Jim spends the night in the cave, burning some of the money to keep warm and dry. He wakes up the next morning and tries to start another fire, only to discover that the lighter doesn't work. He finds Debbie's car on the road, but it won't start. Venturing further, he stumbles upon the last two robbers: a father and son. The father heads out to find Jim, but the son stays at the vehicle to urinate. Jim ambushes him and shoots him with his revolver, which causes the young man's semiautomatic to shoot and disable the pickup truck. The young man lets Jim know that the girl Jim accidentally shot was his girlfriend, and despite his plea of "being even" with Jim, Jim kills him with the revolver. Jim takes the robber's semiautomatic, but again finds that the gun has been emptied while shooting.

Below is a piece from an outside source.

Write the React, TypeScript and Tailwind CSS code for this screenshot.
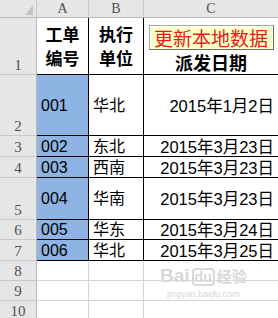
import React from 'react'

const rows = [
    { n: 2, h: 'h-[61px]', id: '001', unit: '华北', date: '2015年1月2日' },
    { n: 3, h: 'h-[21px]', id: '002', unit: '东北', date: '2015年3月23日' },
    { n: 4, h: 'h-[21px]', id: '003', unit: '西南', date: '2015年3月23日' },
    { n: 5, h: 'h-[42px]', id: '004', unit: '华南', date: '2015年3月23日' },
    { n: 6, h: 'h-[20px]', id: '005', unit: '华东', date: '2015年3月24日' },
    { n: 7, h: 'h-[21px]', id: '006', unit: '华北', date: '2015年3月25日' },
]

const emptyRows = [8, 9, 10]

const RowHead = ({ n }: { n: number }) => (
    <div className="w-[37px] shrink-0 bg-[#e6e6e6] border-r border-b border-r-[#b8b8b8] border-b-[#c8c8c8] flex items-end justify-center pb-[1px] text-[15px] leading-[16px] text-[#505050] font-['Liberation_Serif',serif]">
        {n}
    </div>
)

const App = () => {
    return (
        <div className="relative w-[278px] h-[318px] overflow-hidden bg-white text-black font-['Liberation_Sans','Noto_Sans_CJK_SC',sans-serif]">
            {/* column headers */}
            <div className="flex h-[18px] bg-[#e6e6e6] border-b border-[#b8b8b8] text-[14px] leading-[16px] text-[#505050] font-['Liberation_Serif',serif]">
                <div className="w-[37px] shrink-0 border-r border-[#c8c8c8] flex items-end justify-end pr-[3px] pb-[2px]">
                    <svg width="8" height="10" viewBox="0 0 8 10">
                        <polygon points="8,0 8,10 0,10" fill="#c4c4c4" />
                    </svg>
                </div>
                <div className="w-[52px] shrink-0 border-r border-[#c8c8c8] text-center pt-[1px]">A</div>
                <div className="w-[55px] shrink-0 border-r border-[#c8c8c8] text-center pt-[1px]">B</div>
                <div className="flex-1 text-center pt-[1px]">C</div>
            </div>

            {/* row 1: titles */}
            <div className="flex h-[57px]">
                <RowHead n={1} />
                <div className="w-[52px] shrink-0 border-r border-b border-black flex flex-col items-center justify-center font-bold text-[17px] leading-[24px] font-['Noto_Sans_CJK_SC',sans-serif]">
                    <span>工单</span>
                    <span>编号</span>
                </div>
                <div className="w-[55px] shrink-0 border-r border-b border-black flex flex-col items-center justify-center font-bold text-[17px] leading-[24px] font-['Noto_Sans_CJK_SC',sans-serif]">
                    <span>执行</span>
                    <span>单位</span>
                </div>
                <div className="flex-1 border-b border-black flex flex-col items-center pt-[7px]">
                    <button className="w-[125px] h-[25px] bg-[#ffffc8] border border-[#a8a8a8] border-r-[#6c6c6c] border-b-[#6c6c6c] shadow-[inset_1px_1px_0_#ffffff] text-[#e0201c] text-[19px] leading-[22px] font-['Noto_Sans_CJK_SC',sans-serif]">
                        更新本地数据
                    </button>
                    <div className="mt-[2px] font-bold text-[18px] leading-[20px] font-['Noto_Sans_CJK_SC',sans-serif]">派发日期</div>
                </div>
            </div>

            {/* data rows */}
            {rows.map(row => (
                <div key={row.n} className={`flex ${row.h}`}>
                    <RowHead n={row.n} />
                    <div className="w-[52px] shrink-0 bg-[#8db4e2] border-r border-b border-black flex items-center pl-[4px] pt-[1px] text-[16px] leading-[18px]">
                        {row.id}
                    </div>
                    <div className="w-[55px] shrink-0 border-r border-b border-black flex items-center pl-[4px] pt-[1px] text-[16px] leading-[18px]">
                        {row.unit}
                    </div>
                    <div className="flex-1 border-b border-black flex items-center justify-end pr-[4px] pt-[1px] text-[16.5px] leading-[18px] whitespace-nowrap">
                        {row.date}
                    </div>
                </div>
            ))}

            {/* empty rows */}
            {emptyRows.map(n => (
                <div key={n} className="flex h-[20px]">
                    <RowHead n={n} />
                    <div className="w-[52px] shrink-0 border-r border-b border-[#d4d4d4]" />
                    <div className="w-[55px] shrink-0 border-r border-b border-[#d4d4d4]" />
                    <div className="flex-1 border-b border-[#d4d4d4]" />
                </div>
            ))}

            {/* baidu watermark */}
            <div className="absolute left-[160px] top-[266px] flex flex-col items-center text-[#d8d8d8] pointer-events-none">
                <div className="flex items-end gap-[2px] text-[19px] leading-[20px] font-bold">
                    <span>Bai</span>
                    <span className="border-2 border-[#d8d8d8] rounded-[4px] px-[1px] text-[14px] leading-[14px]">du</span>
                    <span className="text-[15px] font-['Noto_Sans_CJK_SC',sans-serif]">经验</span>
                </div>
                <div className="text-[9px] leading-[12px] mt-[2px]">jingyan.baidu.com</div>
            </div>
        </div>
    )
}

export default App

Without any further bullets for his revolver, Jim tracks the father and calls him out. The father captures Jim, forcing him to take him to the money at gunpoint. The father taunts Jim about his daughter's death and his divorce, and threatens to kill Jim's son after he gets the money from Jim. Jim responds by telling the father that he killed his son. The father goes into a fit of rage. As he goes to shoot Jim, Jim spits up blood into his face, and uses the distraction to tackle the man and push them both off a steep hill. The fall leaves the father incapacitated, having broken an arm and a leg. Barely alive, Jim gets up and starts walking, but he has been severely wounded from the combination of the fall and blood loss after being shot two days earlier. Jim accepts his fate, and lies peacefully on the ground. A heavy snow starts to fall, which will bury both men.

The next day, the manager at the logging site finds Jim's note at the office and drives to town, leaving it at the restaurant where Debbie works. When Debbie starts reading and sees that Jim sketched a map for her to find the cave where the money bag is hidden (together with the line "this is for you and for your kids") she apparently believes it to be a prank or otherwise worthless, so she rips it in half and throws it away. Seconds later, she comes back and recovers it from the trash can.

==Cast==
- Tom Berenger as Jim Reed
- Kristen Hager as Debbie Thibault
- Jimmy LeBlanc as George Thibault

==Release==
Screen Media Films acquired the North American distribution rights to the film in March 2020.

The film was released on VOD & Theaters on May 15, 2020.

==Reception==
The film has rating on Rotten Tomatoes. The site's critical consensus reads, "Blood and Money gives Tom Berenger a too-rare opportunity to take the spotlight -- along with a middling script that falls back too often on action movie clichés." Jeffrey M. Anderson of Common Sense Media awarded the film two stars out of five. Odie Henderson of RogerEbert.com awarded it two and a half stars.

John DeFore of The Hollywood Reporter gave the film a positive review, calling it "a welcome vehicle for its star, who has been underused by filmmakers for decades."